One Tuesday morning, Elsie walked in with this (see the image above the sermon) made from wood; a project of one of her sons I believe. She took her usual seat in one of the wing back chairs in the parlor and just quietly set it on her lap. Of course, my curiosity got the best of me and before we even started, I asked her what is was. With a slight smile she held it up and turned the question back on me – “what do you think it is?” I stared at it for some time and answered “a word written in another language or perhaps some kind of code.” Her smile got bigger. “Look again” she said “can you see what it says?” After staring at it for another several minutes, I still only saw a bunch of oddly arranged dashes and I was racking my brain trying to recall – was this was some ancient language I was supposed to learn in seminary?

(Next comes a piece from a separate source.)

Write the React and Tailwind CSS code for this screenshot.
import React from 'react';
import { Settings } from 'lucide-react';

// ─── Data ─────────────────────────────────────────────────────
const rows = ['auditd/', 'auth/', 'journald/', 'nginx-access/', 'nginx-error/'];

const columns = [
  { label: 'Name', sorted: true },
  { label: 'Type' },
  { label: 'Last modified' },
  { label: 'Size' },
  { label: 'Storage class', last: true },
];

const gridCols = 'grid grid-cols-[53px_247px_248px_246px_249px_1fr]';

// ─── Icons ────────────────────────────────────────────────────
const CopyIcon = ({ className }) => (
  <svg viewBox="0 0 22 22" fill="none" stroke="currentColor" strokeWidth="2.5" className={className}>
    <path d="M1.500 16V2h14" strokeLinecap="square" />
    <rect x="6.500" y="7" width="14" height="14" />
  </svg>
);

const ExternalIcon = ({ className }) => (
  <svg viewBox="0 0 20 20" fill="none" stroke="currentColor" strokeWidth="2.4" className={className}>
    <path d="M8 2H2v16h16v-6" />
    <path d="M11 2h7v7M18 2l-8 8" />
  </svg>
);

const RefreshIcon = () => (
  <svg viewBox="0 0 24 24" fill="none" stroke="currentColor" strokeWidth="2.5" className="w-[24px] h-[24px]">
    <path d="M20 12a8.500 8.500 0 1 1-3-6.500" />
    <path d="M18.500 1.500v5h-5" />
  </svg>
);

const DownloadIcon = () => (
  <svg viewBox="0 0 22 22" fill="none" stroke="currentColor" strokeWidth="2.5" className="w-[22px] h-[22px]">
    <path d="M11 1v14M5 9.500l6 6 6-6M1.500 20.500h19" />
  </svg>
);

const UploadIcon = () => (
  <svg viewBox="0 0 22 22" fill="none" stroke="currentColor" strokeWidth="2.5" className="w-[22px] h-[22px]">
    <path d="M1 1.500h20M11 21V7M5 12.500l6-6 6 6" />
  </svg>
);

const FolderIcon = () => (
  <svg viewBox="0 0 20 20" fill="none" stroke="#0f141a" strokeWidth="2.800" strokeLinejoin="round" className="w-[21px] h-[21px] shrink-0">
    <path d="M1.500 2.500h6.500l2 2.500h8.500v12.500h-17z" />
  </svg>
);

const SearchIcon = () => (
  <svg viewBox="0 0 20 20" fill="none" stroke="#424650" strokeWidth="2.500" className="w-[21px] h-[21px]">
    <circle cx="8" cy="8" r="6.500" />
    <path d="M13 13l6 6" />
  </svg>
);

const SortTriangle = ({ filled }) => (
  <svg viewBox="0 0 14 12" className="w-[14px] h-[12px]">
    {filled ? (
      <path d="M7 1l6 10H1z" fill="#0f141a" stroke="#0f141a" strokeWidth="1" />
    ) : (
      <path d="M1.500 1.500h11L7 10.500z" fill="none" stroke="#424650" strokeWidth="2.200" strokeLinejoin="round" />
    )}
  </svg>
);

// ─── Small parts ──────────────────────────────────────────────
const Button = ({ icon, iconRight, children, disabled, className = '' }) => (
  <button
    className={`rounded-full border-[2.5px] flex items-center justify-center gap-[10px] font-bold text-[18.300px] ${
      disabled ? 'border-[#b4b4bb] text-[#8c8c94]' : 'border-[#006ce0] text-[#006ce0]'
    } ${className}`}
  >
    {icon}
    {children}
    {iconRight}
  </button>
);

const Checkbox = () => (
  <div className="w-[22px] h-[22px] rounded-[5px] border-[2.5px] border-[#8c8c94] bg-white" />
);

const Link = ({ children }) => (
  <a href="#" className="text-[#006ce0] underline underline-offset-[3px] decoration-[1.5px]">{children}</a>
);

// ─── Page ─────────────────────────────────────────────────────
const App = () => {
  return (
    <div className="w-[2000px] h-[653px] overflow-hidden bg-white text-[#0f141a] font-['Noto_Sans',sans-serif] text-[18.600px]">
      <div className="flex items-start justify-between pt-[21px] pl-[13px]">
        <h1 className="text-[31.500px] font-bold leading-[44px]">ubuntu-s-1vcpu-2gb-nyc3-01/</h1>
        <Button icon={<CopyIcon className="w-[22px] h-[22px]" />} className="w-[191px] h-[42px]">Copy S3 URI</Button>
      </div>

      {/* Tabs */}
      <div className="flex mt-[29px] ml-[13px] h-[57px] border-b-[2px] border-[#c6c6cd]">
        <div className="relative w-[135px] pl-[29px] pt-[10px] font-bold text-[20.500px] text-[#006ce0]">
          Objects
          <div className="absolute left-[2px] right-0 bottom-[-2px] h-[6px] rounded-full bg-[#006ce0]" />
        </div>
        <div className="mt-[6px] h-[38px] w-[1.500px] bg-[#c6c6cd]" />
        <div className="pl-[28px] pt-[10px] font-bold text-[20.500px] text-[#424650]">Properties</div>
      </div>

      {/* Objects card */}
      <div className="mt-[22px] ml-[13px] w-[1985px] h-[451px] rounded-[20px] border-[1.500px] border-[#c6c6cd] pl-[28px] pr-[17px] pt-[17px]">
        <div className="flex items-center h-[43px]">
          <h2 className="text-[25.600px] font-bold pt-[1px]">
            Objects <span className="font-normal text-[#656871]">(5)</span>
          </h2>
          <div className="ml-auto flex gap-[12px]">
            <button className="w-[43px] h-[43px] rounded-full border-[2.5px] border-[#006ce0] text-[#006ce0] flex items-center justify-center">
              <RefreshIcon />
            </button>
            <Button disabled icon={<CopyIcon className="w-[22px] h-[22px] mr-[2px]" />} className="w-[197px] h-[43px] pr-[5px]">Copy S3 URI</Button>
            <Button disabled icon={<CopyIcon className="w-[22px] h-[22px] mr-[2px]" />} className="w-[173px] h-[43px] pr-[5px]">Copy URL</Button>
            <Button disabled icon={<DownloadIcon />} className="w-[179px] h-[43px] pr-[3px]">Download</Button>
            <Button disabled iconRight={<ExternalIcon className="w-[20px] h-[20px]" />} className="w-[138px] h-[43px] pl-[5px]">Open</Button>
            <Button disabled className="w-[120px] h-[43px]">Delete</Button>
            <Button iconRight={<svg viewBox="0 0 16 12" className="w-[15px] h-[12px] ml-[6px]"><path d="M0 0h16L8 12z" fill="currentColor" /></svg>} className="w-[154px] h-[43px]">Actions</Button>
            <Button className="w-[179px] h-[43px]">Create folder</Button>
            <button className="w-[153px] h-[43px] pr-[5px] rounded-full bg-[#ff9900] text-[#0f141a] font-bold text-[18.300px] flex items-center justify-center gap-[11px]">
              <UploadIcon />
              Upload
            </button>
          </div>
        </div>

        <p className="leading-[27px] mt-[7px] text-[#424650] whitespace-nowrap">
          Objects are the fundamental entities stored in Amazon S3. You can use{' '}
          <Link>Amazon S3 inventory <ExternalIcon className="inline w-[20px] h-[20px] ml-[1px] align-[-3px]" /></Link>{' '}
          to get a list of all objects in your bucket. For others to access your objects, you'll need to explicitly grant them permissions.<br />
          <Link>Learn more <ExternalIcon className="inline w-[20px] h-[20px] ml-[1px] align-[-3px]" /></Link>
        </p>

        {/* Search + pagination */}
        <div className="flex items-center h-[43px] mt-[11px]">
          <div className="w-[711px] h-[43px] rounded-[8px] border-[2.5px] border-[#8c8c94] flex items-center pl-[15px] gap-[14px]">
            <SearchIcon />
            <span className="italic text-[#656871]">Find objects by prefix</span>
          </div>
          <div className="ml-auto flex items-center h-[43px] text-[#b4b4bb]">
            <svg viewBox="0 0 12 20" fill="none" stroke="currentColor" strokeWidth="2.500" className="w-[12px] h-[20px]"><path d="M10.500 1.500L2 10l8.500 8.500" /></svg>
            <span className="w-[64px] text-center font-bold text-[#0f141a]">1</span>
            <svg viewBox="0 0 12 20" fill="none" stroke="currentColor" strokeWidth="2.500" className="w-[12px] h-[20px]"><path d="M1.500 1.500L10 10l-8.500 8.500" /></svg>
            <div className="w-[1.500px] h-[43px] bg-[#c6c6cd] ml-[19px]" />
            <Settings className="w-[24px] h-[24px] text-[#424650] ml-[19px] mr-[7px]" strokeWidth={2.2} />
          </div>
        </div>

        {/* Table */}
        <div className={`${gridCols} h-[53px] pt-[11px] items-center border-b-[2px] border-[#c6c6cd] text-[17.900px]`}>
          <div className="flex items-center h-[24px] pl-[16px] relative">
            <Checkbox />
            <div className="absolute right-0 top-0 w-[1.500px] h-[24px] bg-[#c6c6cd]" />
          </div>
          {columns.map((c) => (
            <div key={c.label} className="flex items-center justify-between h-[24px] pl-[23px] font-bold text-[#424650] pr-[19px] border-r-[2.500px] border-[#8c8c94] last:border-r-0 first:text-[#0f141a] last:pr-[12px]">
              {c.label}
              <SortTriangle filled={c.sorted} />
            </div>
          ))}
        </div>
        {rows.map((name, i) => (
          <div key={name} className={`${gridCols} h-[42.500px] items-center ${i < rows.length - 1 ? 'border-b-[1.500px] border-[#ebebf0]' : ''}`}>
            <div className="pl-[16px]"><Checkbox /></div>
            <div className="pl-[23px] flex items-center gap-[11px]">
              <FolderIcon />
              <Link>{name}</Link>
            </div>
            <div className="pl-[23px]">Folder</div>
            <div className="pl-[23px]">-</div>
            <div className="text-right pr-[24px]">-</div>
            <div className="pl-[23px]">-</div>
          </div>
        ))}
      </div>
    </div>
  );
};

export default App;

No matter how hard I tried I just couldn’t see anything more than some oddly arranged dashes and boxes.
Overview
This morning’s gospel is classified as yet another healing story or miracle story from Mark. Let’s widen our lens for a minute and see where this story takes place within the Gospel of Mark’s version of the Good News. If we look back at the reading just preceding it from the Gospel last week we see the story of the disciples arguing about who should sit at the right and left hand of Jesus when he comes to power and are taught once again that it is the first who will be last and the last who will be first. The passage just following this story is the triumphal entry into Jerusalem – what we refer to in the liturgical year as Palm Sunday. This story is the second story of Jesus healing a blind man. It happens in the gospel after what’s referred to as the third Messianic revelation. Big theological term which basically means the third time Jesus is revealed as the Messiah – the third time Jesus’ his death and resurrection are predicted. On either side like book ends of these three revelations are stories of Jesus healing blind men. But this healing story is different in some very important ways or perhaps this morning I should say – there is more to this story than meets the eye.
Re-Member: Looking in the Rear View
But before I launch into the gospel story, I want to take a minute to acknowledge this moment. Every time we have had some kind of milestone which this last year has looked like being able to share various parts of worship together I like to take a minute to take it in. This is the first time I am preaching to the congregation in the place that you call your spiritual home after months of preaching to an empty sanctuary.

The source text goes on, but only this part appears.